Lors de la campagne électorale, son souhait, désormais exaucé, était de faire partie de ces politicien·nes capables de défendre les intérêts des États-Unien·nes. C’est son père, décédé quand elle était à la fac, qui l’a convaincue qu’elle avait un pouvoir à exercer en ce monde. Lors d’un road trip avec son paternel, celui-ci l’a amenée devant le Capitole, le lieu qui abrite la Chambre des représentant·es, et en pointant du doigt le bâtiment et ses alentours, il lui a déclaré :
La dernière chose que lui a dit son père avant de mourir est qu’il voulait qu’elle le rende fier. « Et je pense avoir finalement réussi », dit Alexandria Ocasio-Cortez en riant à la fin du documentaire Cap sur le Congrès.
Aujourd’hui, Alexandria Ocasio-Cortez incarne le rêve américain. Elle est la plus jeune élue à la Chambre des représentant·es, et ce en partie grâce à l’aide précieuse des groupes populaires Justice Democrats et Brand New Congress.

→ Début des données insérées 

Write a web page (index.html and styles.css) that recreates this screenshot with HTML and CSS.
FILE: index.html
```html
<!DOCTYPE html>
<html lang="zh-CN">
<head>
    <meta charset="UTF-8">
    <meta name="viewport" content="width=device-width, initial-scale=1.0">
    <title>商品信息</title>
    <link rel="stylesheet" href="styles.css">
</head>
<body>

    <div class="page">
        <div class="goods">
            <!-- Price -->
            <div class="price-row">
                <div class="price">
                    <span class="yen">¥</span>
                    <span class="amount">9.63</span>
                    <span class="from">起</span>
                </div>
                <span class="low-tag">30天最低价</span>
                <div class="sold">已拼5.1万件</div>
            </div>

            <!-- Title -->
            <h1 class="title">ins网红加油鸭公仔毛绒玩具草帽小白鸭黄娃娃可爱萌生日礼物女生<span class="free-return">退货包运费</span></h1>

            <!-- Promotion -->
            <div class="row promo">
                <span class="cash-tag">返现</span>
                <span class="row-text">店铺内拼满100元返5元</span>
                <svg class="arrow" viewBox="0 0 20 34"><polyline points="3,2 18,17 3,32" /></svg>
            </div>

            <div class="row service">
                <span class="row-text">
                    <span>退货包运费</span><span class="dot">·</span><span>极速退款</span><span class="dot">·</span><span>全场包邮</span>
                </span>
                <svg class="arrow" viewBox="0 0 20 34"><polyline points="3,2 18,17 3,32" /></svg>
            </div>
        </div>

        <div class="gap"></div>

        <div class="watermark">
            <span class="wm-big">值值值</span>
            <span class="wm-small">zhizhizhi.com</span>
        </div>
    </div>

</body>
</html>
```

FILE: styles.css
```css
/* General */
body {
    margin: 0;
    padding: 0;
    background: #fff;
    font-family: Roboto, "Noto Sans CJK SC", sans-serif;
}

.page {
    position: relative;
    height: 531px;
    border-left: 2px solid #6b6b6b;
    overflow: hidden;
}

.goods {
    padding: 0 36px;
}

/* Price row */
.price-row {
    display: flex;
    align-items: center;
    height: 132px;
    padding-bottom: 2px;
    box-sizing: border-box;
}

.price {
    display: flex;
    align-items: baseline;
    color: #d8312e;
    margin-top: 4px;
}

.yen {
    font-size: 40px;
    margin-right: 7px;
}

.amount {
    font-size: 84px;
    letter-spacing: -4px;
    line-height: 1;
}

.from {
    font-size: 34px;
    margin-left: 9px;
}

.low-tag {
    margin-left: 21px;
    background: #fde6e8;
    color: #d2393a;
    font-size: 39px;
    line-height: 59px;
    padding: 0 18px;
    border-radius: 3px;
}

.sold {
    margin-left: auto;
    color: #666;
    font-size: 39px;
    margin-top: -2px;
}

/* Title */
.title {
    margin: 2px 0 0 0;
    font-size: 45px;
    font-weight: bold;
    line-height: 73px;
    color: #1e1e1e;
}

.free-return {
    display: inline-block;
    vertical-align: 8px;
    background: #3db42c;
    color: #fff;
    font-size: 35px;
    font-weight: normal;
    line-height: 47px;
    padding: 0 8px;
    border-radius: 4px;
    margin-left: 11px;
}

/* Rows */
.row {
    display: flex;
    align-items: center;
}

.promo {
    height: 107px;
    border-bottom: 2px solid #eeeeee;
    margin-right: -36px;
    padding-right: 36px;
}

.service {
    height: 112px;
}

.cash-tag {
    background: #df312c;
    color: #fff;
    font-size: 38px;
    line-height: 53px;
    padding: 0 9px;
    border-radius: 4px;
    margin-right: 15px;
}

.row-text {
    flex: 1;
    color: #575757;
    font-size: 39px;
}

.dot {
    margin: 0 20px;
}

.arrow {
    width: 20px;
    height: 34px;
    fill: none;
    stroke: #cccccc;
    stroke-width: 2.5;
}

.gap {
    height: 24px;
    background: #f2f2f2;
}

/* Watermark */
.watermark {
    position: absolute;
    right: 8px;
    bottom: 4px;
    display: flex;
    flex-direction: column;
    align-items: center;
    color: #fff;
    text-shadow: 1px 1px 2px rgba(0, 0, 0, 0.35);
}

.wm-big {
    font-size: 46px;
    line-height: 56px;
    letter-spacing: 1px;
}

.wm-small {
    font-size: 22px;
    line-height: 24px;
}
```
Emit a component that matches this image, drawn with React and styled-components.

AOC, Brand New Congress et Justice Democrats contre l’establishment et pour l’empowerment
Les groupes populaires, Justice Democrats et Brand New Congress, recrutent des candidat·es pour se présenter contre les politiciens enracinés dans le système, autrement dit ils luttent contre l’establishment, c’est-à-dire l’ordre établi parfois exempté de valeurs morales. Les groupes reçoivent plus de 10 000 candidatures spontanées. Alexandria Ocasio-Cortez a été nominée par son frère. Elle n’avait jamais envisagé la politique et pensé à présenter sa candidature avant. Justice Democrats et Brand New Congress ont élu avec un suffrage de 100% la candidature d’AOC du fait notamment de son altruisme et de sa force de détermination.
Le but est donc d’élire des personnes issues de la classe ouvrière pour que les personnes issues de cette même classe sociale puissent être justement représentées au Congrès. C’est ce que suppose l’idée d’empowerment ; celle-ci implique l’émancipation des individus par la prise de pouvoir et par l’initiative d’actions. Cela permettrait un effet boule de neige, qui changerait la manière dont on perçoit le gouvernement et la politique dans le pays que sont les États-Unis, afin de combler le fossé en matière de compréhension mutuelle et de communication au sein de la nation états-unienne.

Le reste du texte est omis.